──────── MATERIAL FOR THE TASK ────────

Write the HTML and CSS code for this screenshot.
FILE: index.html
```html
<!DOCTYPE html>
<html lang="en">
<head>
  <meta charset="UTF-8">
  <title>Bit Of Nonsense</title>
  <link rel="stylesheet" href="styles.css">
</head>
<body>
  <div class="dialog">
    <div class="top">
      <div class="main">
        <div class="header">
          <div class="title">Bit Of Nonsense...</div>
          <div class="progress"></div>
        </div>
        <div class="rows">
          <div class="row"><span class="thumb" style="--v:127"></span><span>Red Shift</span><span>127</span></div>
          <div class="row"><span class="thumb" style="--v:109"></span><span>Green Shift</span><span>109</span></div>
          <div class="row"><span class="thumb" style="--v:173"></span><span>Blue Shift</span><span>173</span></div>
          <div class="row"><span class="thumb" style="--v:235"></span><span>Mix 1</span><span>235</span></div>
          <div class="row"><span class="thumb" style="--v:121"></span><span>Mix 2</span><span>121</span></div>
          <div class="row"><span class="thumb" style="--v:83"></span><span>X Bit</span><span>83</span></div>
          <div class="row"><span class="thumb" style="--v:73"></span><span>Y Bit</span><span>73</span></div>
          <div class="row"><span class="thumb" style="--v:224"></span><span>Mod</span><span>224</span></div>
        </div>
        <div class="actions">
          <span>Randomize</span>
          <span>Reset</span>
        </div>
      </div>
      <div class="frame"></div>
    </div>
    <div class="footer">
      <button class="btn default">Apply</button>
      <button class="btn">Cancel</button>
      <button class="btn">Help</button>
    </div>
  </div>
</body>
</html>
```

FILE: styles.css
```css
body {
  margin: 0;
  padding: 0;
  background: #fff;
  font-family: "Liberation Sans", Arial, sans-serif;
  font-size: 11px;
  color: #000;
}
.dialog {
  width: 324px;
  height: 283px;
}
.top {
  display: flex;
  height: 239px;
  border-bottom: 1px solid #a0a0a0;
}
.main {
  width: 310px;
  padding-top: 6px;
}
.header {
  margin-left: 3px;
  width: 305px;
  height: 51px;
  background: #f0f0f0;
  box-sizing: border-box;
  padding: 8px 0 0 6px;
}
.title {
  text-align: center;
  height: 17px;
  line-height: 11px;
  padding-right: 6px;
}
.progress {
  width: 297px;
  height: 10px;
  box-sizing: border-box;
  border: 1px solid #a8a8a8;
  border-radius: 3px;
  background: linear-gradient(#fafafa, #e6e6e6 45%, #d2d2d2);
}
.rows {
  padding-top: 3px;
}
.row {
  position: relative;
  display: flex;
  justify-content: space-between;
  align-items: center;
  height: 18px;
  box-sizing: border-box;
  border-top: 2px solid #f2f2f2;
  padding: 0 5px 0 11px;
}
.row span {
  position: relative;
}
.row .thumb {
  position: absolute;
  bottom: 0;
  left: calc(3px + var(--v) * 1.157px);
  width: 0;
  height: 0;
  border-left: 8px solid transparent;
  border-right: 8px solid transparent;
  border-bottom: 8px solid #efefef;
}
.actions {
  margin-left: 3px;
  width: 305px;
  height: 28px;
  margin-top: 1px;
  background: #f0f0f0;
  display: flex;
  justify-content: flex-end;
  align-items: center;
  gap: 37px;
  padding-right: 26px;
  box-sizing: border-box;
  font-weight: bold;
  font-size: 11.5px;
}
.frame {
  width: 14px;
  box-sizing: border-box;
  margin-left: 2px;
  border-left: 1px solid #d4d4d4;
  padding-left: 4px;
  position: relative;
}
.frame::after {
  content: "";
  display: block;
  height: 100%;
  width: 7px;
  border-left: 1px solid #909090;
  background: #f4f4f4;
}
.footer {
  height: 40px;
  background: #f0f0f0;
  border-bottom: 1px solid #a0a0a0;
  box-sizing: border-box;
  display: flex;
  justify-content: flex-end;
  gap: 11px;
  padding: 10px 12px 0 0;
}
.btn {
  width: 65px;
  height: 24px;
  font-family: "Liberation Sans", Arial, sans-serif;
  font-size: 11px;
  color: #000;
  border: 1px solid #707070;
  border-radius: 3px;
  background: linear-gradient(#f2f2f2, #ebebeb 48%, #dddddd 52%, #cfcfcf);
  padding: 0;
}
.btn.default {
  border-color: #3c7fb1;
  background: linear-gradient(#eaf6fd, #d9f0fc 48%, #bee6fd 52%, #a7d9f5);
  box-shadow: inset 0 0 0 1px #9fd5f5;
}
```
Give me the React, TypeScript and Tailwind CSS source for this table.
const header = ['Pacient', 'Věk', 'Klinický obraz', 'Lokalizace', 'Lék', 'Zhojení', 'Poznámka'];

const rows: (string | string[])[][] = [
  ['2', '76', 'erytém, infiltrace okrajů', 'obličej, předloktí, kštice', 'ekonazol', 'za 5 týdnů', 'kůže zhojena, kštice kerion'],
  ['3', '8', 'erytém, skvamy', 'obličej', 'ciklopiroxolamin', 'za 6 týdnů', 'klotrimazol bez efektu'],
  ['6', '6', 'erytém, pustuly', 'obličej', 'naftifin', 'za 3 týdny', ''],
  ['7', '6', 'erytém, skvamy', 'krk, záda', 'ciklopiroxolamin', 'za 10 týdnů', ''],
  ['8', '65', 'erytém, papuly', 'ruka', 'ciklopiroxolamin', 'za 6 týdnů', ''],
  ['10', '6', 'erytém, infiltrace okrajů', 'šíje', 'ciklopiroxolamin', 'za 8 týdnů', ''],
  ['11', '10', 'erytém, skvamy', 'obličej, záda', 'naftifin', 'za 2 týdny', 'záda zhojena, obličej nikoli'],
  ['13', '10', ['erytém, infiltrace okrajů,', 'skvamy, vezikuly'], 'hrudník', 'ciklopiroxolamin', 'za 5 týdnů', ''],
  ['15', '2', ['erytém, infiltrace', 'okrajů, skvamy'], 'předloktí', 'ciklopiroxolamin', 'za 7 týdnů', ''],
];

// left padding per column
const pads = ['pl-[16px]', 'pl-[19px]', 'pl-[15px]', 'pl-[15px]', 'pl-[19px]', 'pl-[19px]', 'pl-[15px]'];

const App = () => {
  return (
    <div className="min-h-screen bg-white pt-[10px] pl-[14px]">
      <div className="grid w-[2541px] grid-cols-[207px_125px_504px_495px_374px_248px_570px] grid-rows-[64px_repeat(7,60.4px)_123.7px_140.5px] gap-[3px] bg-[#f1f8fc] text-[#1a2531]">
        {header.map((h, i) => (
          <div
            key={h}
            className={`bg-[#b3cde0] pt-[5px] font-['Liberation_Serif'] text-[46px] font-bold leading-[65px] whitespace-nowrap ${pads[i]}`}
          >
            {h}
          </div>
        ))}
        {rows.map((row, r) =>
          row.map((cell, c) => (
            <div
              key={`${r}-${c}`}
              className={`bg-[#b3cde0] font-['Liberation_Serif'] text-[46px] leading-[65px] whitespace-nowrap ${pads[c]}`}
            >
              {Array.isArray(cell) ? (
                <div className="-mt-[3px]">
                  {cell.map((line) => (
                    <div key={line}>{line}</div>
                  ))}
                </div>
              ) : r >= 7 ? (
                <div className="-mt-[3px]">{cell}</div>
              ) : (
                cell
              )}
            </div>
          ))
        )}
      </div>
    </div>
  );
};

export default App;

────────

● **PROBLEM DETAILS**
Print every record exactly as it was given.

● **SOLUTION**
Write the HTML and CSS code for this screenshot.
FILE: index.html
```html
<!DOCTYPE html>
<html lang="en">
<head>
  <meta charset="UTF-8">
  <title>Bit Of Nonsense</title>
  <link rel="stylesheet" href="styles.css">
</head>
<body>
  <div class="dialog">
    <div class="top">
      <div class="main">
        <div class="header">
          <div class="title">Bit Of Nonsense...</div>
          <div class="progress"></div>
        </div>
        <div class="rows">
          <div class="row"><span class="thumb" style="--v:127"></span><span>Red Shift</span><span>127</span></div>
          <div class="row"><span class="thumb" style="--v:109"></span><span>Green Shift</span><span>109</span></div>
          <div class="row"><span class="thumb" style="--v:173"></span><span>Blue Shift</span><span>173</span></div>
          <div class="row"><span class="thumb" style="--v:235"></span><span>Mix 1</span><span>235</span></div>
          <div class="row"><span class="thumb" style="--v:121"></span><span>Mix 2</span><span>121</span></div>
          <div class="row"><span class="thumb" style="--v:83"></span><span>X Bit</span><span>83</span></div>
          <div class="row"><span class="thumb" style="--v:73"></span><span>Y Bit</span><span>73</span></div>
          <div class="row"><span class="thumb" style="--v:224"></span><span>Mod</span><span>224</span></div>
        </div>
        <div class="actions">
          <span>Randomize</span>
          <span>Reset</span>
        </div>
      </div>
      <div class="frame"></div>
    </div>
    <div class="footer">
      <button class="btn default">Apply</button>
      <button class="btn">Cancel</button>
      <button class="btn">Help</button>
    </div>
  </div>
</body>
</html>
```

FILE: styles.css
```css
body {
  margin: 0;
  padding: 0;
  background: #fff;
  font-family: "Liberation Sans", Arial, sans-serif;
  font-size: 11px;
  color: #000;
}
.dialog {
  width: 324px;
  height: 283px;
}
.top {
  display: flex;
  height: 239px;
  border-bottom: 1px solid #a0a0a0;
}
.main {
  width: 310px;
  padding-top: 6px;
}
.header {
  margin-left: 3px;
  width: 305px;
  height: 51px;
  background: #f0f0f0;
  box-sizing: border-box;
  padding: 8px 0 0 6px;
}
.title {
  text-align: center;
  height: 17px;
  line-height: 11px;
  padding-right: 6px;
}
.progress {
  width: 297px;
  height: 10px;
  box-sizing: border-box;
  border: 1px solid #a8a8a8;
  border-radius: 3px;
  background: linear-gradient(#fafafa, #e6e6e6 45%, #d2d2d2);
}
.rows {
  padding-top: 3px;
}
.row {
  position: relative;
  display: flex;
  justify-content: space-between;
  align-items: center;
  height: 18px;
  box-sizing: border-box;
  border-top: 2px solid #f2f2f2;
  padding: 0 5px 0 11px;
}
.row span {
  position: relative;
}
.row .thumb {
  position: absolute;
  bottom: 0;
  left: calc(3px + var(--v) * 1.157px);
  width: 0;
  height: 0;
  border-left: 8px solid transparent;
  border-right: 8px solid transparent;
  border-bottom: 8px solid #efefef;
}
.actions {
  margin-left: 3px;
  width: 305px;
  height: 28px;
  margin-top: 1px;
  background: #f0f0f0;
  display: flex;
  justify-content: flex-end;
  align-items: center;
  gap: 37px;
  padding-right: 26px;
  box-sizing: border-box;
  font-weight: bold;
  font-size: 11.5px;
}
.frame {
  width: 14px;
  box-sizing: border-box;
  margin-left: 2px;
  border-left: 1px solid #d4d4d4;
  padding-left: 4px;
  position: relative;
}
.frame::after {
  content: "";
  display: block;
  height: 100%;
  width: 7px;
  border-left: 1px solid #909090;
  background: #f4f4f4;
}
.footer {
  height: 40px;
  background: #f0f0f0;
  border-bottom: 1px solid #a0a0a0;
  box-sizing: border-box;
  display: flex;
  justify-content: flex-end;
  gap: 11px;
  padding: 10px 12px 0 0;
}
.btn {
  width: 65px;
  height: 24px;
  font-family: "Liberation Sans", Arial, sans-serif;
  font-size: 11px;
  color: #000;
  border: 1px solid #707070;
  border-radius: 3px;
  background: linear-gradient(#f2f2f2, #ebebeb 48%, #dddddd 52%, #cfcfcf);
  padding: 0;
}
.btn.default {
  border-color: #3c7fb1;
  background: linear-gradient(#eaf6fd, #d9f0fc 48%, #bee6fd 52%, #a7d9f5);
  box-shadow: inset 0 0 0 1px #9fd5f5;
}
```
Give me the React, TypeScript and Tailwind CSS source for this table.
const header = ['Pacient', 'Věk', 'Klinický obraz', 'Lokalizace', 'Lék', 'Zhojení', 'Poznámka'];

const rows: (string | string[])[][] = [
  ['2', '76', 'erytém, infiltrace okrajů', 'obličej, předloktí, kštice', 'ekonazol', 'za 5 týdnů', 'kůže zhojena, kštice kerion'],
  ['3', '8', 'erytém, skvamy', 'obličej', 'ciklopiroxolamin', 'za 6 týdnů', 'klotrimazol bez efektu'],
  ['6', '6', 'erytém, pustuly', 'obličej', 'naftifin', 'za 3 týdny', ''],
  ['7', '6', 'erytém, skvamy', 'krk, záda', 'ciklopiroxolamin', 'za 10 týdnů', ''],
  ['8', '65', 'erytém, papuly', 'ruka', 'ciklopiroxolamin', 'za 6 týdnů', ''],
  ['10', '6', 'erytém, infiltrace okrajů', 'šíje', 'ciklopiroxolamin', 'za 8 týdnů', ''],
  ['11', '10', 'erytém, skvamy', 'obličej, záda', 'naftifin', 'za 2 týdny', 'záda zhojena, obličej nikoli'],
  ['13', '10', ['erytém, infiltrace okrajů,', 'skvamy, vezikuly'], 'hrudník', 'ciklopiroxolamin', 'za 5 týdnů', ''],
  ['15', '2', ['erytém, infiltrace', 'okrajů, skvamy'], 'předloktí', 'ciklopiroxolamin', 'za 7 týdnů', ''],
];

// left padding per column
const pads = ['pl-[16px]', 'pl-[19px]', 'pl-[15px]', 'pl-[15px]', 'pl-[19px]', 'pl-[19px]', 'pl-[15px]'];

const App = () => {
  return (
    <div className="min-h-screen bg-white pt-[10px] pl-[14px]">
      <div className="grid w-[2541px] grid-cols-[207px_125px_504px_495px_374px_248px_570px] grid-rows-[64px_repeat(7,60.4px)_123.7px_140.5px] gap-[3px] bg-[#f1f8fc] text-[#1a2531]">
        {header.map((h, i) => (
          <div
            key={h}
            className={`bg-[#b3cde0] pt-[5px] font-['Liberation_Serif'] text-[46px] font-bold leading-[65px] whitespace-nowrap ${pads[i]}`}
          >
            {h}
          </div>
        ))}
        {rows.map((row, r) =>
          row.map((cell, c) => (
            <div
              key={`${r}-${c}`}
              className={`bg-[#b3cde0] font-['Liberation_Serif'] text-[46px] leading-[65px] whitespace-nowrap ${pads[c]}`}
            >
              {Array.isArray(cell) ? (
                <div className="-mt-[3px]">
                  {cell.map((line) => (
                    <div key={line}>{line}</div>
                  ))}
                </div>
              ) : r >= 7 ? (
                <div className="-mt-[3px]">{cell}</div>
              ) : (
                cell
              )}
            </div>
          ))
        )}
      </div>
    </div>
  );
};

export default App;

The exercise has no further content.